What an Affiliate Disclosure Actually Needs to Accomplish
A disclosure works when the viewer understands, before or at the moment they click, that you have a financial relationship with the brand they're about to visit. That's the practical test most finance creators who are mindful of compliance use to evaluate their own approach.
Most creators doing this carefully use three-layer coverage: a verbal mention in the video, a written disclosure near the top of the description, and a consistent format across every video where an affiliate link appears. The goal isn't complexity. It's making sure the disclosure is visible to the viewer who doesn't expand the description, the viewer who skips to the middle of the video, and the viewer who finds the link from a pinned comment.
The "before or at the moment they click" framing is exactly why description-only disclosures create gaps. A viewer who skips the description, watches the video, hears a CTA, and clicks the link from a pinned comment has never seen your written disclosure. If the verbal mention was missing too, they converted without any disclosure at all. That's not a fringe scenario. A meaningful share of affiliate conversions come from viewers who never expand the description.
Pay attention to where your clicks are actually coming from. If your affiliate link tracking shows a high proportion of clicks sourced outside the description, that tells you exactly how often your description-only disclosure is being seen by those converters.
Verbal Disclosure: What to Say and When
The first verbal mention lands best around the 2-minute mark. Viewers who are still watching at that point have already decided to give you attention. A brief acknowledgment before the first major product recommendation fits naturally there and doesn't feel like a legal interruption.
A second mention near the outro works for the viewers who finished the whole video. They're the most engaged segment of your audience. They've already decided they trust you. The outro is both a strong conversion moment and a natural place for a second disclosure reminder.
What to say doesn't require a script. The language that works is honest and specific. Here are three formats most careful finance creators use:
- "Quick heads up: I earn a commission if you sign up through my link. It costs you nothing extra."
- "I'm an affiliate partner with [Program Name]. I get a cut if you open an account through my link, which helps support the channel."
- "Full disclosure: this is an affiliate link below. I earn a commission on sign-ups."
Specificity matters. Using the actual program name is more useful than "some of the links below." Viewers don't need a legal paragraph. They need to understand who's paying you and on what trigger. Vague language doesn't give them that, and it doesn't serve you either.
One pattern to avoid: a single disclosure at the very end of a 20-minute video, after you've already recommended the product multiple times. That timing doesn't give viewers useful context before they form an opinion or click.

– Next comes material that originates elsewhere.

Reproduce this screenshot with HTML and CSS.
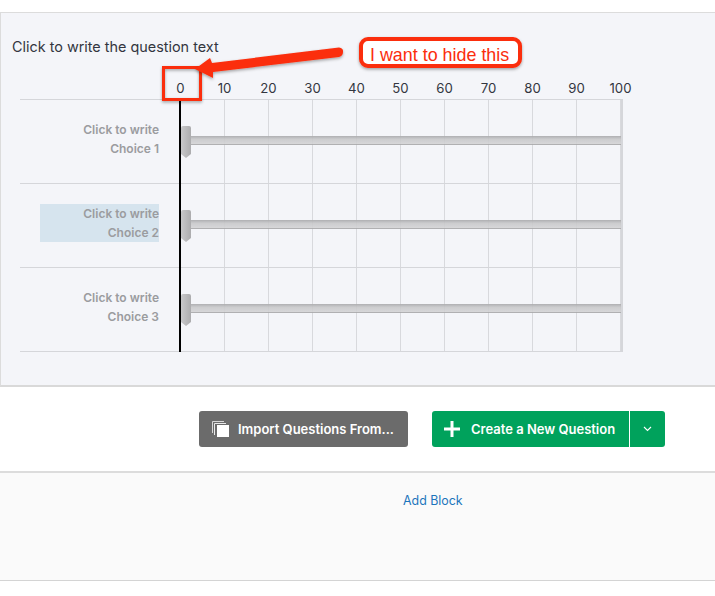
FILE: index.html
```html
<!DOCTYPE html>
<html>
  <head>
    <meta charset="utf-8" />
    <link rel="stylesheet" href="styles.css">
  </head>
  <body>
    <div class="question">
      <div class="question-text">Click to write the question text</div>
      <div class="matrix">
        <div class="scale">
          <span>0</span><span>10</span><span>20</span><span>30</span><span>40</span><span>50</span><span>60</span><span>70</span><span>80</span><span>90</span><span>100</span>
        </div>
        <div class="row">
          <div class="choice"><span class="choice-text">Click to write<br />Choice 1</span></div>
          <div class="track"><div class="bar"></div><div class="handle"></div></div>
        </div>
        <div class="row">
          <div class="choice"><span class="choice-text selected">Click to write<br />Choice 2</span></div>
          <div class="track"><div class="bar"></div><div class="handle"></div></div>
        </div>
        <div class="row row-last">
          <div class="choice"><span class="choice-text">Click to write<br />Choice 3</span></div>
          <div class="track"><div class="bar"></div><div class="handle"></div></div>
        </div>
        <div class="zero-line"></div>
      </div>
    </div>

    <div class="actions">
      <button class="btn btn-import">
        <svg class="icon-copy" width="18" height="16" viewBox="0 0 18 16">
          <path d="M0.5 0.5H12M0.5 0.5V12" fill="none" stroke="#d8d8d8" stroke-width="1" />
          <path d="M2.5 2.5H14M2.5 2.5V14" fill="none" stroke="#e8e8e8" stroke-width="1" />
          <rect x="5" y="4" width="12" height="12" fill="#fff" />
        </svg>
        Import Questions From...
      </button>
      <div class="btn-group">
        <button class="btn btn-create">
          <svg class="icon-plus" width="16" height="16" viewBox="0 0 16 16">
            <path d="M6.5 0H9.5V6.5H16V9.5H9.5V16H6.5V9.5H0V6.5H6.5Z" fill="#fff" />
          </svg>
          Create a New Question
        </button>
        <button class="btn btn-caret">
          <svg width="9" height="6" viewBox="0 0 9 6">
            <path d="M1 1L4.5 4.5L8 1" fill="none" stroke="#fff" stroke-width="1.1" />
          </svg>
        </button>
      </div>
    </div>

    <div class="add-block">
      <a href="#">Add Block</a>
    </div>

    <!-- screenshot annotation -->
    <svg class="annotation" width="715" height="120" viewBox="0 0 715 120">
      <defs>
        <filter id="shadow" x="-10%" y="-30%" width="120%" height="160%">
          <feDropShadow dx="0" dy="1.5" stdDeviation="1.5" flood-color="#000" flood-opacity="0.35" />
        </filter>
      </defs>
      <rect x="163.500" y="67.500" width="37" height="32" fill="none" stroke="#fb2d0c" stroke-width="3" filter="url(#shadow)" />
      <path d="M195 69L210 58L212 63L339 47.500Q343.500 48 343 52Q343 56 339 57L213 72L213 78Z" fill="#fb2d0c" filter="url(#shadow)" />
      <rect x="361" y="39" width="159" height="27" rx="7" fill="#fff" stroke="#fb2d0c" stroke-width="4" filter="url(#shadow)" />
    </svg>
    <div class="callout">I want to hide this</div>
  </body>
</html>
```

FILE: styles.css
```css
body {
  margin: 0;
  background: #ffffff;
  font-family: Inter, "Liberation Sans", sans-serif;
  position: relative;
  height: 596px;
  overflow: hidden;
}
.question {
  margin-top: 12px;
  height: 372px;
  background: #f4f5f9;
  border: 1px solid #dcdcdc;
  border-right: none;
  border-bottom: 2px solid #d9d9d9;
}
.question-text {
  padding: 25px 0 0 11px;
  height: 18px;
  font-size: 14.4px;
  line-height: 18px;
  color: #33363f;
}
.matrix {
  position: relative;
  margin: 22px 0 0 19px;
  width: 603px;
}
.scale {
  display: flex;
  height: 21px;
  padding-left: 138.500px;
  font-size: 13.2px;
  line-height: 20px;
  color: #33363f;
}
.scale span {
  flex: none;
  width: 44px;
  text-align: center;
}
.row {
  display: flex;
  height: 83px;
  border-top: 1px solid #d5d6da;
}
.row-last {
  border-bottom: 1px solid #d5d6da;
}
.choice {
  flex: none;
  width: 139px;
  margin-right: 22px;
  padding-top: 20px;
  display: flex;
  justify-content: flex-end;
}
.choice-text {
  display: block;
  height: 38px;
  font-size: 12px;
  font-weight: 600;
  line-height: 19px;
  text-align: right;
  color: #9b9c9f;
}
.choice-text.selected {
  width: 119px;
  background: #d6e4ee;
}
.track {
  position: relative;
  flex: 1;
  border-right: 2px solid #d5d6da;
  background-image: repeating-linear-gradient(
    to right,
    transparent 0,
    transparent 43px,
    #d8d9dd 43px,
    #d8d9dd 44px
  );
}
.bar {
  position: absolute;
  top: 36px;
  left: 0;
  right: 0;
  height: 8px;
  background: linear-gradient(#a9a9ab, #c8c8ca 40%, #d4d4d6);
  border-bottom: 1px solid #a9a9ab;
  opacity: 0.9;
}
.handle {
  position: absolute;
  top: 26px;
  left: 0;
  width: 10px;
  height: 32px;
  background: linear-gradient(to right, #c8c8ca, #acacae);
  border-radius: 2px 2px 0 0;
  clip-path: polygon(0 0, 100% 0, 100% 28px, 5px 32px, 0 28px);
}
.zero-line {
  position: absolute;
  top: 21px;
  bottom: 0;
  left: 159px;
  width: 2px;
  background: #000000;
}
.actions {
  display: flex;
  justify-content: flex-end;
  align-items: center;
  gap: 24px;
  height: 84px;
  padding-right: 50px;
}
.btn {
  display: flex;
  align-items: center;
  height: 36px;
  border: none;
  color: #ffffff;
  font-family: inherit;
  font-size: 13px;
  font-weight: 600;
  cursor: pointer;
}
.btn-import {
  width: 209px;
  padding: 0 0 0 13px;
  background: #6b6b6b;
  border-radius: 3px;
}
.icon-copy {
  margin-right: 8px;
}
.btn-group {
  display: flex;
}
.btn-create {
  width: 197px;
  padding: 0 0 0 12px;
  background: #00a25c;
  border-radius: 3px 0 0 3px;
}
.icon-plus {
  margin-right: 11px;
}
.btn-caret {
  width: 36px;
  padding: 0;
  justify-content: center;
  background: #00a25c;
  border-left: 1px solid #ffffff;
  border-radius: 0 3px 3px 0;
}
.add-block {
  height: 107px;
  background: #fafafa;
  border-top: 2px solid #dcdcdc;
  border-bottom: 1px solid #d4d4d4;
  padding-left: 403px;
  font-size: 12.4px;
  line-height: 16px;
}
.add-block a {
  display: block;
  padding-top: 20px;
  color: #1c75bc;
  text-decoration: none;
}
.annotation {
  position: absolute;
  top: 0;
  left: 0;
}
.callout {
  position: absolute;
  top: 45px;
  left: 370px;
  font-family: "Liberation Sans", sans-serif;
  font-size: 17.9px;
  line-height: 21px;
  color: #fb2d0c;
}
```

Written Disclosures in Your YouTube Description
The description disclosure needs to be visible before someone clicks "more." That means the first two or three lines of your description, before your timestamps, before your social links, before anything else.
Most finance creators use one of two formats:
"Some links below are affiliate links. I earn a commission if you sign up or make a purchase, at no extra cost to you."

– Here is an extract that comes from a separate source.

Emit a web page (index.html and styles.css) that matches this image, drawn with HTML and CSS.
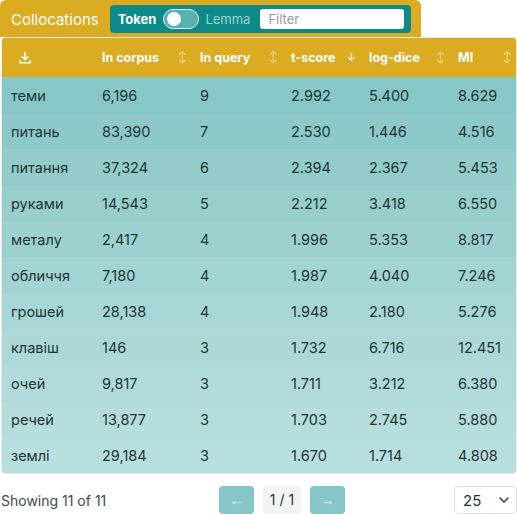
FILE: index.html
```html
<!DOCTYPE html>
<html lang="uk">
<head>
  <meta charset="UTF-8" />
  <meta name="viewport" content="width=device-width, initial-scale=1.0" />
  <title>Collocations</title>
  <link rel="stylesheet" href="styles.css">
</head>
<body>
  <div class="tab">
    <span class="tab-title">Collocations</span>
    <div class="controls">
      <span class="opt opt-on">Token</span>
      <span class="switch"><span class="knob"></span></span>
      <span class="opt">Lemma</span>
      <input class="filter" type="text" placeholder="Filter">
    </div>
  </div>

  <table class="grid">
    <colgroup>
      <col class="c1"><col class="c2"><col class="c3"><col class="c4"><col class="c5"><col class="c6">
    </colgroup>
    <thead>
      <tr>
        <th class="dl">
          <svg width="14" height="14" viewBox="0 0 14 14"><path d="M7 1.5v7M4.2 5.8L7 8.6l2.8-2.8M1.8 9.5v2.3h10.4V9.5" fill="none" stroke="#fff" stroke-width="1.6" stroke-linecap="round" stroke-linejoin="round"/></svg>
        </th>
        <th><span>In corpus</span><i class="sort">&#8597;</i></th>
        <th><span>In query</span><i class="sort">&#8597;</i></th>
        <th><span>t-score</span><i class="sort active">&#8595;</i></th>
        <th><span>log-dice</span><i class="sort">&#8597;</i></th>
        <th><span>MI</span><i class="sort">&#8597;</i></th>
      </tr>
    </thead>
    <tbody>
      <tr><td>теми</td><td>6,196</td><td>9</td><td>2.992</td><td>5.400</td><td>8.629</td></tr>
      <tr><td>питань</td><td>83,390</td><td>7</td><td>2.530</td><td>1.446</td><td>4.516</td></tr>
      <tr><td>питання</td><td>37,324</td><td>6</td><td>2.394</td><td>2.367</td><td>5.453</td></tr>
      <tr><td>руками</td><td>14,543</td><td>5</td><td>2.212</td><td>3.418</td><td>6.550</td></tr>
      <tr><td>металу</td><td>2,417</td><td>4</td><td>1.996</td><td>5.353</td><td>8.817</td></tr>
      <tr><td>обличчя</td><td>7,180</td><td>4</td><td>1.987</td><td>4.040</td><td>7.246</td></tr>
      <tr><td>грошей</td><td>28,138</td><td>4</td><td>1.948</td><td>2.180</td><td>5.276</td></tr>
      <tr><td>клавіш</td><td>146</td><td>3</td><td>1.732</td><td>6.716</td><td>12.451</td></tr>
      <tr><td>очей</td><td>9,817</td><td>3</td><td>1.711</td><td>3.212</td><td>6.380</td></tr>
      <tr><td>речей</td><td>13,877</td><td>3</td><td>1.703</td><td>2.745</td><td>5.880</td></tr>
      <tr><td>землі</td><td>29,184</td><td>3</td><td>1.670</td><td>1.714</td><td>4.808</td></tr>
    </tbody>
  </table>

  <div class="pager">
    <span class="count">Showing 11 of 11</span>
    <div class="pages">
      <button class="page-btn">&larr;</button>
      <span class="page-num">1 / 1</span>
      <button class="page-btn">&rarr;</button>
    </div>
    <div class="size">
      <span>25</span>
      <svg width="10" height="6" viewBox="0 0 10 6"><path d="M1 1l4 4 4-4" fill="none" stroke="#333" stroke-width="1.4" stroke-linecap="round" stroke-linejoin="round"/></svg>
    </div>
  </div>
</body>
</html>
```

FILE: styles.css
```css
body {
  margin: 0;
  font-family: Inter, "DejaVu Sans", sans-serif;
  color: #1f3535;
  background: #fff;
  width: 517px;
}
.tab {
  display: inline-flex;
  align-items: center;
  background-color: #dbab21;
  border-radius: 6px 6px 0 0;
  padding: 5px 10px 4px 11px;
  height: 28px;
}
.tab-title {
  color: #fff;
  font-size: 15px;
  margin-right: 11px;
}
.controls {
  display: flex;
  align-items: center;
  background-color: #0c8a8a;
  border-radius: 4px;
  height: 28px;
  padding: 0 7px 0 8px;
}
.opt {
  font-size: 13px;
  color: #9fd3cf;
}
.opt-on {
  color: #fff;
  font-weight: bold;
}
.switch {
  position: relative;
  width: 34px;
  height: 18px;
  border: 1px solid #e6f3f3;
  border-radius: 10px;
  background-color: #5ab0ad;
  margin: 0 6px 0 7px;
}
.knob {
  position: absolute;
  left: 3px;
  top: 2px;
  width: 14px;
  height: 14px;
  border-radius: 50%;
  background: #fff;
}
.filter {
  margin-left: 10px;
  width: 144px;
  height: 20px;
  box-sizing: border-box;
  border: none;
  border-radius: 3px;
  padding: 0 8px;
  font-family: inherit;
  font-size: 13px;
  outline: none;
}
.filter::placeholder {
  color: #9a9a9a;
}
.grid {
  width: 516px;
  margin-left: 1px;
  border-collapse: separate;
  border-spacing: 0;
  table-layout: fixed;
  border: 1px solid #e4e8e8;
  border-radius: 4px;
  overflow: hidden;
}
.c1 { width: 91px; }
.c2 { width: 98px; }
.c3 { width: 91px; }
.c4 { width: 78px; }
.c5 { width: 89px; }
.c6 { width: 67px; }
th {
  background-color: #dbab21;
  color: #fff;
  font-size: 12.5px;
  font-weight: bold;
  text-align: left;
  height: 39px;
  padding: 0 0 0 9px;
}
th span {
  display: inline-block;
}
th.dl {
  padding-left: 16px;
}
th.dl svg {
  display: block;
}
.sort {
  float: right;
  font-style: normal;
  font-weight: normal;
  font-size: 11px;
  color: #f1d98f;
  margin-right: 4px;
}
.sort.active {
  color: #fff;
}
td {
  height: 36px;
  padding: 0 0 0 9px;
  font-size: 14.5px;
  white-space: nowrap;
}
tbody tr:nth-child(1) { background-color: #88c7c7; }
tbody tr:nth-child(2) { background-color: #8ec9c9; }
tbody tr:nth-child(3) { background-color: #93ccca; }
tbody tr:nth-child(4) { background-color: #98cfcd; }
tbody tr:nth-child(5) { background-color: #9dd1d0; }
tbody tr:nth-child(6) { background-color: #a2d4d3; }
tbody tr:nth-child(7) { background-color: #a7d6d6; }
tbody tr:nth-child(8) { background-color: #acd9d8; }
tbody tr:nth-child(9) { background-color: #b0dbda; }
tbody tr:nth-child(10) { background-color: #b4dddc; }
tbody tr:nth-child(11) { background-color: #b8dfdf; }
.pager {
  display: flex;
  align-items: center;
  justify-content: space-between;
  margin-top: 12px;
  padding: 0 0 0 1px;
}
.count {
  font-size: 14px;
  color: #3d4a4a;
  width: 150px;
}
.pages {
  display: flex;
  align-items: center;
  gap: 9px;
  margin-left: 68px;
}
.page-btn {
  width: 35px;
  height: 28px;
  border: none;
  border-radius: 4px;
  background-color: #86c6c6;
  color: #fff;
  font-size: 14px;
  padding: 0;
}
.page-num {
  display: inline-block;
  width: 38px;
  height: 28px;
  line-height: 28px;
  text-align: center;
  background-color: #f2f3f3;
  border-radius: 4px;
  font-size: 14px;
}
.size {
  display: flex;
  align-items: center;
  justify-content: space-between;
  box-sizing: border-box;
  width: 63px;
  height: 28px;
  border: 1px solid #dde2e2;
  border-radius: 4px;
  padding: 0 7px 0 8px;
  font-size: 15px;
  margin-left: auto;
}
```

"[Program Name] is an affiliate partner. I receive a commission when you open an account through my link."
The second version is cleaner when the video focuses on a specific program. It's clear exactly which link carries a commission and what the trigger is. The first format works fine for videos with multiple affiliate links where listing every program would become unwieldy.

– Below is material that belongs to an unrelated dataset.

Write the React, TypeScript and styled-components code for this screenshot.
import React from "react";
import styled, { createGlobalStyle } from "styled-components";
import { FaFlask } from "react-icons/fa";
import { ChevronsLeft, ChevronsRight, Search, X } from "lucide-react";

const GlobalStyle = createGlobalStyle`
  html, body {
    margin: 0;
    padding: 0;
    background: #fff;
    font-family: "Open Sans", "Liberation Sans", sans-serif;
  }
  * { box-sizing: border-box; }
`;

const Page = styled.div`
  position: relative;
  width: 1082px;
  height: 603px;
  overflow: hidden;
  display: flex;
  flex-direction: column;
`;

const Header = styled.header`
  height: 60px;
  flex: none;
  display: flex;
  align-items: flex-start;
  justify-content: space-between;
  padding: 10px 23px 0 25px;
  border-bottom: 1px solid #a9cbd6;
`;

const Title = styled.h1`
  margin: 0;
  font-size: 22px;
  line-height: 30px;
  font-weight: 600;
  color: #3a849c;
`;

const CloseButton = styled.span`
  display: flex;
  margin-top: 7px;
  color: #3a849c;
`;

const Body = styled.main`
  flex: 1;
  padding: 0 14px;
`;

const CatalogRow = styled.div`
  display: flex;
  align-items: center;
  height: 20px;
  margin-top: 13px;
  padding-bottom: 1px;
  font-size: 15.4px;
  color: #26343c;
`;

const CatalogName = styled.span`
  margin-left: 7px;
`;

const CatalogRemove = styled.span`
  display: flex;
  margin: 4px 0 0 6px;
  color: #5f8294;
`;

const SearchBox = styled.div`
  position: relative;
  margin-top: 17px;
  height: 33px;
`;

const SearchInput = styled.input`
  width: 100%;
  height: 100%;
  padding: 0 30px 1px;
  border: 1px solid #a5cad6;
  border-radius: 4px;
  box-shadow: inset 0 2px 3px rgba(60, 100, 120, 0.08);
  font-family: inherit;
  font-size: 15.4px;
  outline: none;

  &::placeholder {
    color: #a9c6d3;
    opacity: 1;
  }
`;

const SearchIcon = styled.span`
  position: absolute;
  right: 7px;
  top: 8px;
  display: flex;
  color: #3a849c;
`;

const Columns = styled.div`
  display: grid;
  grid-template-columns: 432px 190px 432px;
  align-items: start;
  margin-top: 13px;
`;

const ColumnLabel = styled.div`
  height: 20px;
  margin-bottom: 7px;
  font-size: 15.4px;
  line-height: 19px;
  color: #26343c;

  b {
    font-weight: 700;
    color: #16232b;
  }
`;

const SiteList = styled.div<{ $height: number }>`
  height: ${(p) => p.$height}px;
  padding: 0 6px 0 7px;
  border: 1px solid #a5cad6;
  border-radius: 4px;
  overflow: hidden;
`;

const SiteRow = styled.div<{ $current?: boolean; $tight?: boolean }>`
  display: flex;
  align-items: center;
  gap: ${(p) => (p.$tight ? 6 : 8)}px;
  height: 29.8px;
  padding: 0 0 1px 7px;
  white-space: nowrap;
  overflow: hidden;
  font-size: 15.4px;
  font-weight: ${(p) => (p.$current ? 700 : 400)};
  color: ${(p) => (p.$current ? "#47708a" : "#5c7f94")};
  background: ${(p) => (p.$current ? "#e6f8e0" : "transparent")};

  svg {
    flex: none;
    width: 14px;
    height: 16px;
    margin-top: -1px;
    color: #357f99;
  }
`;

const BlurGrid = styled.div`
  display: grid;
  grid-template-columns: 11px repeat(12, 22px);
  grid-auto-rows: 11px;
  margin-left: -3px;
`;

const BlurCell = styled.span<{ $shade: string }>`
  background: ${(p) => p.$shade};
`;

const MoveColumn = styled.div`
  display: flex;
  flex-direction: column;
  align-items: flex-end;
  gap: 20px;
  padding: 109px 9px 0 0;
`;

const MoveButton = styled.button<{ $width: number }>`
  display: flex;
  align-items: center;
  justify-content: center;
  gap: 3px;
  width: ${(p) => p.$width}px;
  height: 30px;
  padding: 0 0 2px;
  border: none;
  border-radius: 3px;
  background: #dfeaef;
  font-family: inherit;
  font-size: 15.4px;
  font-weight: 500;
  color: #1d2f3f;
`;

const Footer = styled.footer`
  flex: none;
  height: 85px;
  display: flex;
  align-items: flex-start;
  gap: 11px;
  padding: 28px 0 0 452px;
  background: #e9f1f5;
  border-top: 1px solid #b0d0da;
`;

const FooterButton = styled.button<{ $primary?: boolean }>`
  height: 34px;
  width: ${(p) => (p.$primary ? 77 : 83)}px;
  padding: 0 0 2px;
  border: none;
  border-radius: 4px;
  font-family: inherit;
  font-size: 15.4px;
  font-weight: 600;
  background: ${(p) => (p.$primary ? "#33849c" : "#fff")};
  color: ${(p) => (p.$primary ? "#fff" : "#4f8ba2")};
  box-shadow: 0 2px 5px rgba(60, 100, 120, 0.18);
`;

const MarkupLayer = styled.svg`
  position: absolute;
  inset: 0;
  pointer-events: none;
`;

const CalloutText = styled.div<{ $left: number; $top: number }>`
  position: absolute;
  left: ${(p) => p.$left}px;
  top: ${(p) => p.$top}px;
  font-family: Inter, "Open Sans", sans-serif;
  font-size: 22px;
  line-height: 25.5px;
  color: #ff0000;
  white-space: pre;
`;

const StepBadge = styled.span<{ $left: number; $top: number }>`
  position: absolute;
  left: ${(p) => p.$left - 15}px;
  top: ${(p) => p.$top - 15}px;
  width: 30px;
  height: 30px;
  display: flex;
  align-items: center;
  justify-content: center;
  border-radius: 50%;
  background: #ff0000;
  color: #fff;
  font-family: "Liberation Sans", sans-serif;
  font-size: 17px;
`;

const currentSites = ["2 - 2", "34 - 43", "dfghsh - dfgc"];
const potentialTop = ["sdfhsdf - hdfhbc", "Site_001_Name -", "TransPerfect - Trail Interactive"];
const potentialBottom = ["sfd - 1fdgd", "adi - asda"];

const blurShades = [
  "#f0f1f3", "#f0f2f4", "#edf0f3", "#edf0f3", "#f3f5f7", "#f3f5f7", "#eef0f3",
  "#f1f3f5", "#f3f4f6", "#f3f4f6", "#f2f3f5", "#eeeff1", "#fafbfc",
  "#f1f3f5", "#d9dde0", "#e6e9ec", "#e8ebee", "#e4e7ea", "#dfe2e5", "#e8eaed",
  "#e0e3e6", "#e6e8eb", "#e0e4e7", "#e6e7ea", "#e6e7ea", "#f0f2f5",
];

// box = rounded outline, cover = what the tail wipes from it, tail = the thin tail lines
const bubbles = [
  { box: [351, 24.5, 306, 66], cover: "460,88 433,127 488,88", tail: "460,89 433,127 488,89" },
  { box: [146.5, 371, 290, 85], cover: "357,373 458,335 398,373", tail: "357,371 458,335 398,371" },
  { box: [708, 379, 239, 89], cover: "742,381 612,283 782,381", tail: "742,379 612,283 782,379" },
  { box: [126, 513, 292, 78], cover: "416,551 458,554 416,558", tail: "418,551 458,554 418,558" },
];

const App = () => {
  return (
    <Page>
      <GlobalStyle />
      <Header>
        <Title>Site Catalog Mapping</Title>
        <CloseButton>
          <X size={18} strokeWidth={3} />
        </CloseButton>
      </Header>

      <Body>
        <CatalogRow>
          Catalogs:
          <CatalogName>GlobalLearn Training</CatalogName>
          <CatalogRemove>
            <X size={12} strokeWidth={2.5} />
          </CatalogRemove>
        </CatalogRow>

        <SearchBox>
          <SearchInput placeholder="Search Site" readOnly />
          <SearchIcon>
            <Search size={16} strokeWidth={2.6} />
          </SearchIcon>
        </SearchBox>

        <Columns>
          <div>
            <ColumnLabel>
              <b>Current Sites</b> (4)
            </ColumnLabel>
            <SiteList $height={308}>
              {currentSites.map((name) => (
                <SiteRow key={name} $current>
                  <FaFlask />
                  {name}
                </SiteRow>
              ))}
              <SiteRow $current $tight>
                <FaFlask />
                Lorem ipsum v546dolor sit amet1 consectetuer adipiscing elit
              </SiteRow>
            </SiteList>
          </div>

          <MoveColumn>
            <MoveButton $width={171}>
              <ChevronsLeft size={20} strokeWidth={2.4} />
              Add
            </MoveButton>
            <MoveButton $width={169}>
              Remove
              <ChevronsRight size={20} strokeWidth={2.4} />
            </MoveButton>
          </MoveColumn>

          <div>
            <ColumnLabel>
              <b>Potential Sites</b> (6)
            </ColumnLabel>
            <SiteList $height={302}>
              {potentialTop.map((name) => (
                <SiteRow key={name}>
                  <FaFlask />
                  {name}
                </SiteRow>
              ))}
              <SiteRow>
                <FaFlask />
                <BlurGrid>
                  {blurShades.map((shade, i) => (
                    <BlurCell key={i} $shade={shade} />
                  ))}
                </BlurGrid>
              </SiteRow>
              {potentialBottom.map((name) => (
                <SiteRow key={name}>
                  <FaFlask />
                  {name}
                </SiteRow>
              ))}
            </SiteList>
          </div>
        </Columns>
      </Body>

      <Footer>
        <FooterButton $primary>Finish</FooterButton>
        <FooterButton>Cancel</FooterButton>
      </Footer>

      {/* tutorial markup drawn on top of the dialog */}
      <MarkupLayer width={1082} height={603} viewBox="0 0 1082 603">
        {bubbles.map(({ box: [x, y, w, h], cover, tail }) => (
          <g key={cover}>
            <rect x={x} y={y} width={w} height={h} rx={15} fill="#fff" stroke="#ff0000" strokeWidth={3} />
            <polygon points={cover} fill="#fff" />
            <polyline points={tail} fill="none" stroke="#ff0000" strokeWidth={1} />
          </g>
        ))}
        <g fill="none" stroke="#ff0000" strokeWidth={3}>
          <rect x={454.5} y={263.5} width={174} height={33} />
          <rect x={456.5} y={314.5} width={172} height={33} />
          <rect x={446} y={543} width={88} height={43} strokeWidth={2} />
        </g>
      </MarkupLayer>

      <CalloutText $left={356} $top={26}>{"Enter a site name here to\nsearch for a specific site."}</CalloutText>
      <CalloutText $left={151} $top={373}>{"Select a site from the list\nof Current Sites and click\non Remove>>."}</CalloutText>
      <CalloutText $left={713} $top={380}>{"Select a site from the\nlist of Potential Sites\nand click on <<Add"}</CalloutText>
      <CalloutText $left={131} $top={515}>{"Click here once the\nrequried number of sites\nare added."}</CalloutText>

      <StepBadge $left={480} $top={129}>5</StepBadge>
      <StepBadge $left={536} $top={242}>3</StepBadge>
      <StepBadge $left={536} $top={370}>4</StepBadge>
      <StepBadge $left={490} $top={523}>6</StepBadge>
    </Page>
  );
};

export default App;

One technical detail that catches many creators: YouTube description links are only clickable when they start with https://. Plain URLs and www. prefixes don't hyperlink in descriptions. If your affiliate links are formatted without the https:// prefix, viewers can't click them from the description at all. This is a common setup mistake that goes unnoticed for months.
The Pinned Comment Layer
Many finance creators add a third layer: a pinned comment with a short disclosure and the affiliate link. This reaches viewers who scroll to comments before deciding whether to act, which is a real segment on longer finance videos.
The format is simple. "Affiliate link for [Program Name] below. I earn a commission on sign-ups." Followed by the link. One line. That's enough.
The pinned comment isn't a replacement for verbal and description disclosure. It's an additional path that catches a different viewer segment. Finance creators who track click sources often find a meaningful share of affiliate conversions coming from pinned comments rather than description links. The two placements serve different viewer behaviors and both are worth maintaining.
Sponsored Content vs. Affiliate Links: Two Different Disclosures
These two arrangements aren't the same thing, and they don't get the same disclosure treatment.
A sponsorship is a flat fee paid regardless of whether anyone converts. The creator receives money for the placement itself. Most finance creators who handle this correctly add a verbal "This video is sponsored by [Brand]" in the first 30 seconds, before the sponsored segment. Calling it a sponsorship when a sponsorship fee was actually paid is the accurate framing.
An affiliate arrangement only pays when someone converts. The disclosure is the "I earn a commission if you use the link below" language. There's no need to call it a sponsorship when no sponsorship fee was paid. Calling every affiliate arrangement a sponsorship isn't more conservative disclosure. It's just less accurate.
If a video includes both a paid sponsor deal and affiliate links, both get disclosed separately. The sponsor segment gets the explicit "sponsored by" framing. The affiliate links get standard affiliate disclosure language. Combining both into one vague statement doesn't serve viewers trying to understand the nature of each recommendation.
How the Programs You're Promoting Shape Your Risk
Disclosure risk doesn't only come from your own language. The programs you choose to promote also shape it. Well-established programs with clear promotional terms, brand-safe creative materials, and responsive affiliate support make disclosure easier. You know what you're promoting and what you're permitted to say about it.
Smaller or poorly run programs create complications. The terms around permitted claims are vague, the creative materials are outdated, and the tracking setup is unreliable. That creates disclosure problems even when your own language is correct, because you're operating inside an unclear framework from the start.
Finance creators working with Money Matchup access vetted programs through a dedicated agent who selects the highest-value offers for their specific audience. The programs are ones that brands and creators have worked with before. That removes a layer of uncertainty from both the disclosure question and your content quality overall.
The rates MM creators access for many of these programs sit above what's available through direct applications. MM negotiates volume tiers with programs that individual creators applying alone can't access. The public rate on a brand's affiliate page is the floor. The application takes a few minutes, and most creators hear back within 48 hours.
Disclosure Mistakes That Show Up Most Often
A few patterns come up consistently when finance creators audit their existing content:
- Disclosure buried below 300 words of timestamps and social links, invisible without expanding the full description
- Verbal disclosure dropped at the end of a 20-minute video after multiple product recommendations
- Generic language like "some links may be affiliate links" without identifying which links are affected
- No disclosure on older videos that still rank and still actively drive affiliate clicks
- Description disclosure present, but the verbal mention was cut in editing and nobody noticed for months
None of these require major changes. The verbal mention takes ten seconds to record. Moving the description disclosure to the top takes two minutes. Updating vague copy to be program-specific takes five.
Start with your five highest-traffic affiliate videos. Those are the ones still driving active clicks right now. Fix the disclosure on those first. Then build the right format into your pre-publish checklist so every new video starts correctly from day one. It's a one-time habit to establish, not an ongoing burden.